La mora me enamora
Mis primas Bianca y Claudia vivían alrededor de un parque cerrado, lleno de árboles. Algunos perfectos para trepar, otros demasiado grandes para nosotras pero con otro tipo de atractivos; montones de moras perfectas, enormes. Así que cuando no me la pasaba aprovechando para leer su amplia colección de chistes, íbamos al parque a trepar árboles y recoger moras. Cuando regresábamos, con las manos moradas, sin aliento y felices, su mami, la linda Gabriella, nos las servía con yogurt natural, espeso. No vivo cerca de un parque de moras, pero sí en un barrio miraflorino con calles de nombres europeos y moreras que en esta época del año llenan las veredas de manchas oscuras. Así que hace un par de semanas, cuando Micael volvió del nido nos pusimos nuestros sombreros de Huancayo, cogimos una canastita y salimos a cosechar.
En el camino pensábamos en el asfalto con el que hemos forrado la tierra, y conversamos sobre el calor que debe sentir el planeta con todo el cemento que tiene encima (“No le picará?”). Pero al mismo tiempo me pareció algo así como milagroso que nuestra ciudad –gris como pocas, poco inspirada en su desarrollo urbano, con contados espacios diseñados para que uno salga a disfrutar de un lugar común– ofrezca estos regalos para quien se toma el tiempo de verlos. Alrededor de cada árbol había decenas de moras, gordas, jugosas; muchas aplastadas por zapatos apurados, otras con una proximidad innegable a la mugre, pero suficientes como para llenar una canastita y llevarlas a casa.

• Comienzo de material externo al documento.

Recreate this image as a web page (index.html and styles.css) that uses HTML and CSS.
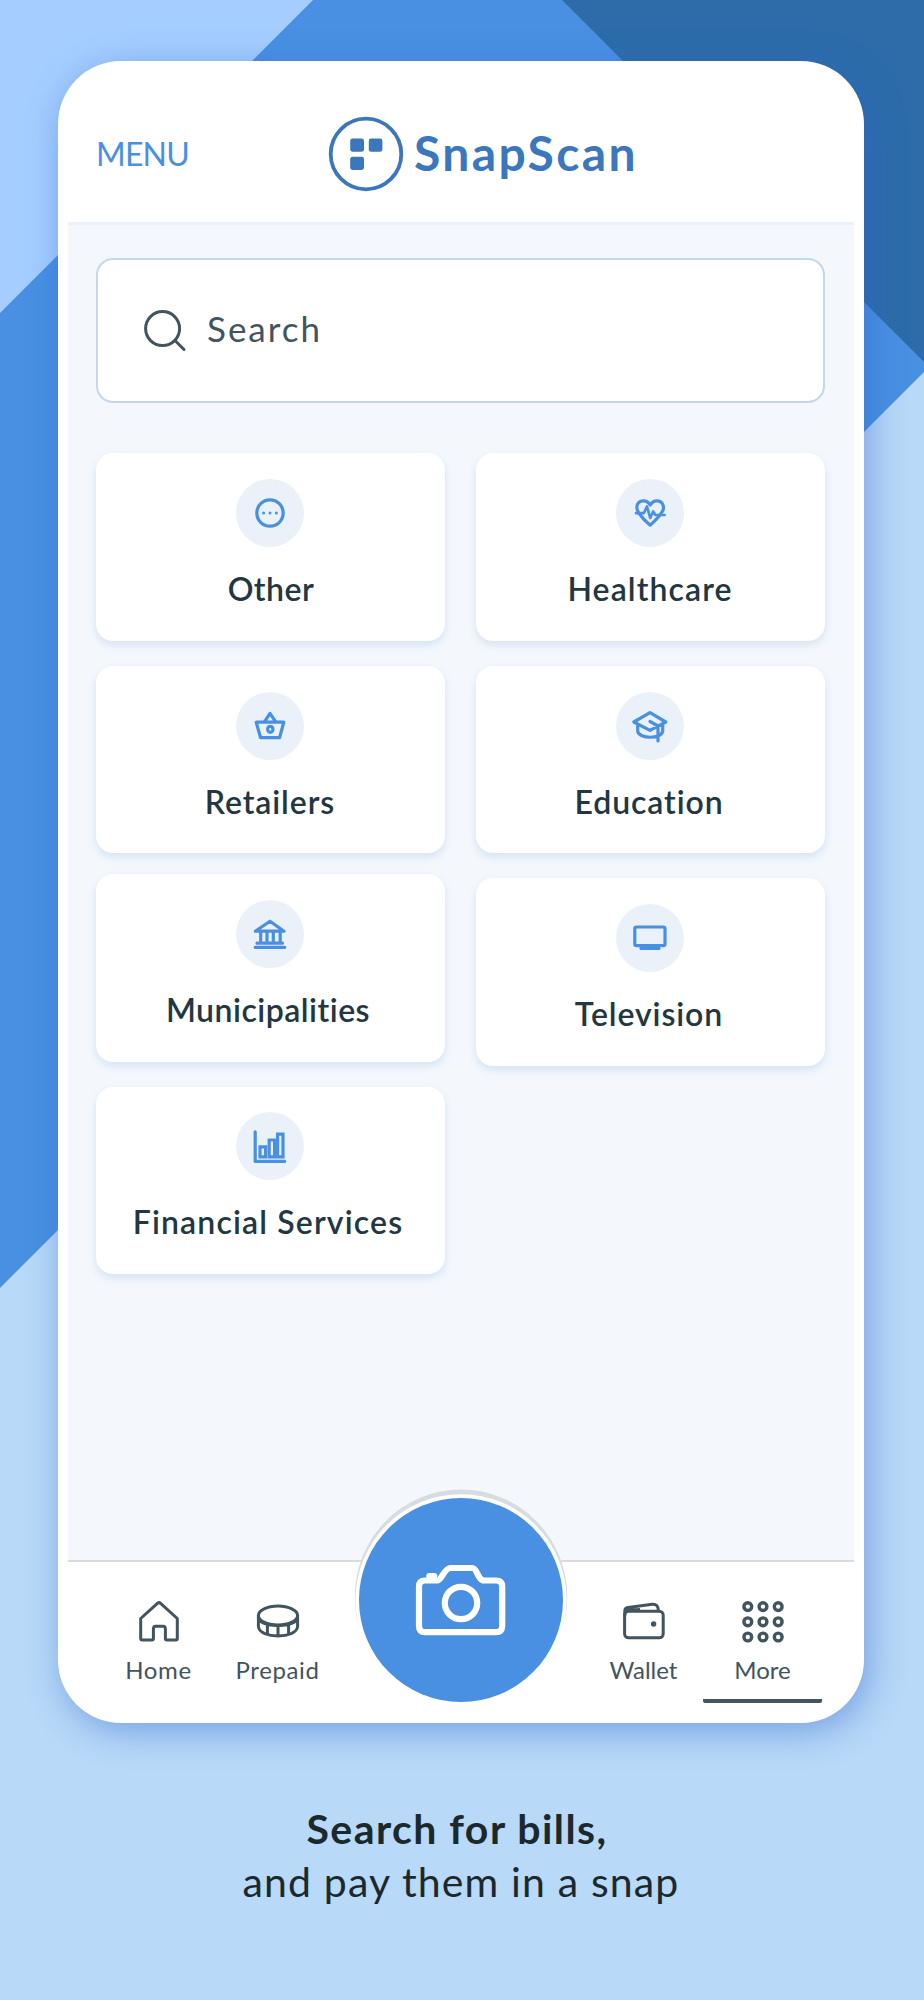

Es cierto que los estómagos peruanos están acostumbrados a casi cualquier cosa, pero también es cierto que estas moras no las recogimos del parque de la linda Gabriella. Así que hice una concesión a todas esas voces en mi cabeza que me decían que era un asco comer moras de la calle. Les dije firmemente que no, no era un asco, pero que bueno, no las comeríamos crudas. Después de una enérgica lavada, las pesé y las metí en la olla con azúcar rubia –un poco menos del peso de la fruta, como recomienda la nonna– y después de un par de veinte minutos de revolver y de hacer el extraño test del plato –pones un poquito de mermelada en un platito, lo metes a la refri y si después de unos minutos la mermelada se arruga si la empujas, está lista– teníamos mermelada de moras.
Un chorro de vainilla bourbon y al frasco, previamente esterilizado con agua hirviendo. El último paso es poner el frasco boca abajo para que se haga vacío –por favor, cierren BIEN la tapa antes– y esperar a que se enfríe antes de enderezarlo y ponerle una linda etiqueta.
El frasco ya está casi a la mitad y nadie se ha muerto de disentería en casa. Así que adelante, a salir a la calle. A cosechar.